DESCRIPTION OF THE TASK: Copy out each line in the material below that has the word "this".

STORED DATA:
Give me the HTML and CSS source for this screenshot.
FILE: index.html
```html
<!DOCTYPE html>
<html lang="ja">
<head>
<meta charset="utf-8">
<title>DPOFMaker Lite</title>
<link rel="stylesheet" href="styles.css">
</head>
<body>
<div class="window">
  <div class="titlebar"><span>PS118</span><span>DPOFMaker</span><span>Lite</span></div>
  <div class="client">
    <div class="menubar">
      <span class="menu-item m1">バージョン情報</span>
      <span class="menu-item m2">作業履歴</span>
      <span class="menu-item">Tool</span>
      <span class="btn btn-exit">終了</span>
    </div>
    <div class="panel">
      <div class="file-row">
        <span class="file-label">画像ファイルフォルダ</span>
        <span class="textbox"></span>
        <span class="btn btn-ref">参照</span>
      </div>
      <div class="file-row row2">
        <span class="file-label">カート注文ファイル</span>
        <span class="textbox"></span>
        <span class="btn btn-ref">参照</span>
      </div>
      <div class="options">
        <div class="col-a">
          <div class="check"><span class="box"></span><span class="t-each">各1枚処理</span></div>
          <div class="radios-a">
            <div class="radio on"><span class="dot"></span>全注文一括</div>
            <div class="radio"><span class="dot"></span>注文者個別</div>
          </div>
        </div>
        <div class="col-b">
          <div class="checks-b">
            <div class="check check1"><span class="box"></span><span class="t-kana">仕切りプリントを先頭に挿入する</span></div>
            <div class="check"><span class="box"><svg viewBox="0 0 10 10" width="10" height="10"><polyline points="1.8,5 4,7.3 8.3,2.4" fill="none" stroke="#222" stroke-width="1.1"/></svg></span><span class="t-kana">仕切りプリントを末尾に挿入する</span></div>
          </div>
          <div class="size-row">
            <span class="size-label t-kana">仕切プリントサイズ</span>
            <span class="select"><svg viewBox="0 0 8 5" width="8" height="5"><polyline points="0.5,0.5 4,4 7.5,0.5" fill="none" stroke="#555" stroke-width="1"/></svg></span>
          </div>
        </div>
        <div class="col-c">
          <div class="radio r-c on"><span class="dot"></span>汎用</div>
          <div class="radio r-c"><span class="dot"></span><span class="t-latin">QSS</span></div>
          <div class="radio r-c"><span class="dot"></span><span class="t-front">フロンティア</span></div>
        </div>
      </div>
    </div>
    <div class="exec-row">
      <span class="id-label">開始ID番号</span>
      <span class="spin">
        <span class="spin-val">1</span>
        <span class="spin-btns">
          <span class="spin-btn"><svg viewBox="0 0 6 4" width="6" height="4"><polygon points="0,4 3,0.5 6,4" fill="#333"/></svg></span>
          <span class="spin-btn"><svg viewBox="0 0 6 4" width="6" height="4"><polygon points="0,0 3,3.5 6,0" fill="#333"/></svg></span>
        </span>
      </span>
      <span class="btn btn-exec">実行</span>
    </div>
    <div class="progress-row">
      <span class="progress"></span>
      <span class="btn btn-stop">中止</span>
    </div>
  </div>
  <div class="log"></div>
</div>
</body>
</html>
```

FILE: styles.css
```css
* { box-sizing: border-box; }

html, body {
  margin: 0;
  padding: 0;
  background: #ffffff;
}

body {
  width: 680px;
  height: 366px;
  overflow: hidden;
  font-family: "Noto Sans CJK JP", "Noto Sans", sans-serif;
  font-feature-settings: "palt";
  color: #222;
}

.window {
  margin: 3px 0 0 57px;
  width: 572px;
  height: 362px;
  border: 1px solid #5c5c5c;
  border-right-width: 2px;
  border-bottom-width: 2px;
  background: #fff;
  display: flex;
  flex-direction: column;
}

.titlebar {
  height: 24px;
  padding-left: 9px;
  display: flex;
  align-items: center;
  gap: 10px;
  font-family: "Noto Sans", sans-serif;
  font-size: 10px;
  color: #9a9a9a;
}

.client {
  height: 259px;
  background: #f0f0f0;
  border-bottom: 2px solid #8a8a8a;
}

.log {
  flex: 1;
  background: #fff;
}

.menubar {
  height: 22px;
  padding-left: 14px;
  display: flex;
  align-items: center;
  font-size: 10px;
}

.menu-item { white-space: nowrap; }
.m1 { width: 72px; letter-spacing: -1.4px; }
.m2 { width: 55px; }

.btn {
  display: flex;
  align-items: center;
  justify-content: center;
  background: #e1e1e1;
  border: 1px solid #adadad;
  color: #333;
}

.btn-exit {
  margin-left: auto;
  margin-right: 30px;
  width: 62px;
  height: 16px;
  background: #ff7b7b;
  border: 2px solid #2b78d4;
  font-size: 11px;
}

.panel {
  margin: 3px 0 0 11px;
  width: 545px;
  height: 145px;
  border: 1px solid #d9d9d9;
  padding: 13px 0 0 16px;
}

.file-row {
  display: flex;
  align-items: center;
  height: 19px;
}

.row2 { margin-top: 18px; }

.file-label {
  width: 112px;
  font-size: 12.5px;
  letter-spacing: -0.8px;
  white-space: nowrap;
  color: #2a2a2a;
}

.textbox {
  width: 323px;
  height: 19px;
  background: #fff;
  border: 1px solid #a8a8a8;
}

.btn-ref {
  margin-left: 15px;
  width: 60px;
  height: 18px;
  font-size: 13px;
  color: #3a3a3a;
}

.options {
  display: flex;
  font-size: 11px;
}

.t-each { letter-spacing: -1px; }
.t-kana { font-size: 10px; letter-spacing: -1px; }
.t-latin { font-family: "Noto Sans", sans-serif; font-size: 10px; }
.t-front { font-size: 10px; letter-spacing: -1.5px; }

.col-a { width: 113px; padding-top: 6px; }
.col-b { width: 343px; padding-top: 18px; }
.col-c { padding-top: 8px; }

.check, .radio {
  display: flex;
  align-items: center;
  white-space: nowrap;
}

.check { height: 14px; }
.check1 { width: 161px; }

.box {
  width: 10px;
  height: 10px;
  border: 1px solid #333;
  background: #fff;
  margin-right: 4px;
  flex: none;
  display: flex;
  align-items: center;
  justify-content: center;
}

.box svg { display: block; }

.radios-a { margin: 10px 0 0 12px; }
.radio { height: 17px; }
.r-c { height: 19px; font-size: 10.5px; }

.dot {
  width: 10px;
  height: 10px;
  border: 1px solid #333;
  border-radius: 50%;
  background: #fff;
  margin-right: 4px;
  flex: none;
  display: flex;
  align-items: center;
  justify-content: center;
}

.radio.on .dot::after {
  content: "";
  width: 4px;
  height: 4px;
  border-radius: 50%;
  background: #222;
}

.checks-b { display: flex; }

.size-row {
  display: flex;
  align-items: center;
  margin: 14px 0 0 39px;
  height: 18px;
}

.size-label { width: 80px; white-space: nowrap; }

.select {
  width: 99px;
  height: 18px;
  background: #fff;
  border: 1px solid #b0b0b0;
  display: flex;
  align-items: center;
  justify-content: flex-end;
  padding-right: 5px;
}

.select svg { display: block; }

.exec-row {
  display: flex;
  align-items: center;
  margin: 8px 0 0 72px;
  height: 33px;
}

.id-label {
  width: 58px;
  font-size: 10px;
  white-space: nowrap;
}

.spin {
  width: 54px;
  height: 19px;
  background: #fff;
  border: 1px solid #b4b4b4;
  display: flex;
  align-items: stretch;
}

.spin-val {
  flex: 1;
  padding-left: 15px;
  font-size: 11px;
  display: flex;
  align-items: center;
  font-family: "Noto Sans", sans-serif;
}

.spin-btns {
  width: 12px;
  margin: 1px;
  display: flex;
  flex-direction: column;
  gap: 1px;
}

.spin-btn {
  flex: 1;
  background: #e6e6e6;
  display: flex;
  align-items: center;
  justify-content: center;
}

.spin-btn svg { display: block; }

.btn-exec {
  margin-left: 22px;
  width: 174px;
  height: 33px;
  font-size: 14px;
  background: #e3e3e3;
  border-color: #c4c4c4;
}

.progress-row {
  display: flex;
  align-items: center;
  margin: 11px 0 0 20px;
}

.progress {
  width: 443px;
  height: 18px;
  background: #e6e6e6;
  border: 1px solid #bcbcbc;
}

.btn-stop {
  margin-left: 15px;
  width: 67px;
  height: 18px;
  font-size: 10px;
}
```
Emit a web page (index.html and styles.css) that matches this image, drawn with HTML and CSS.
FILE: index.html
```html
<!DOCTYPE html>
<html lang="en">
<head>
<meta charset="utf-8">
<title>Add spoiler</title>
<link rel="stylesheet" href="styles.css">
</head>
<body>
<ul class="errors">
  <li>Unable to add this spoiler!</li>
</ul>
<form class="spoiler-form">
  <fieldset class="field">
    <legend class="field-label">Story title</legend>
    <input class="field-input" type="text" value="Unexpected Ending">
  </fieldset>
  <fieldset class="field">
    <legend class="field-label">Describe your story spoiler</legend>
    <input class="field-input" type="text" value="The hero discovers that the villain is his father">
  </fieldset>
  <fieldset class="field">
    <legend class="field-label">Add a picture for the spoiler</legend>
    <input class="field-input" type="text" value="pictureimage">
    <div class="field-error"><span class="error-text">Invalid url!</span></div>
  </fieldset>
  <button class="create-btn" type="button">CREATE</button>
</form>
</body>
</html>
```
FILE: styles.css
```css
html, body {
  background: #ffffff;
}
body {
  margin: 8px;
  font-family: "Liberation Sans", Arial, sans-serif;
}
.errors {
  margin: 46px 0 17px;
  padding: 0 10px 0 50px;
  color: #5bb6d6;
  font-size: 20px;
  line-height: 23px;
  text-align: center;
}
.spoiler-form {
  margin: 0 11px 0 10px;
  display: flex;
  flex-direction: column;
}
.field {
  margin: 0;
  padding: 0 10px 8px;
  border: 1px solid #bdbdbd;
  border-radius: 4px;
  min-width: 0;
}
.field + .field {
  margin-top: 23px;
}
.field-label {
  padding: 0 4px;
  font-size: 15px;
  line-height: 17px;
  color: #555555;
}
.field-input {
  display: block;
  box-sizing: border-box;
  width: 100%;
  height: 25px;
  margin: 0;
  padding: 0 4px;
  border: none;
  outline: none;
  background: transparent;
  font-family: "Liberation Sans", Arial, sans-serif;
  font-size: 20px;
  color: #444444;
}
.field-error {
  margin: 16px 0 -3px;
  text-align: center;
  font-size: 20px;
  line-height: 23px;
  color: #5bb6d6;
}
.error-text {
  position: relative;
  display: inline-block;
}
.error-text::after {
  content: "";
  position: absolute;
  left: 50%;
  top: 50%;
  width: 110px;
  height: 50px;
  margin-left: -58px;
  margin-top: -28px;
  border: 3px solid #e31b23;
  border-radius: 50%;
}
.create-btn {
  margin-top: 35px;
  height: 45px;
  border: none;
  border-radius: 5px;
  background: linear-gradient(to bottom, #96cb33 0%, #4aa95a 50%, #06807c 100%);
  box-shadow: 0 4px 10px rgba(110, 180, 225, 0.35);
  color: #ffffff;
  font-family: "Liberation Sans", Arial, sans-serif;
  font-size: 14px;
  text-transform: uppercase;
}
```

TASK OUTPUT:
Give me the HTML and CSS source for this screenshot.
Emit a web page (index.html and styles.css) that matches this image, drawn with HTML and CSS.
  <li>Unable to add this spoiler!</li>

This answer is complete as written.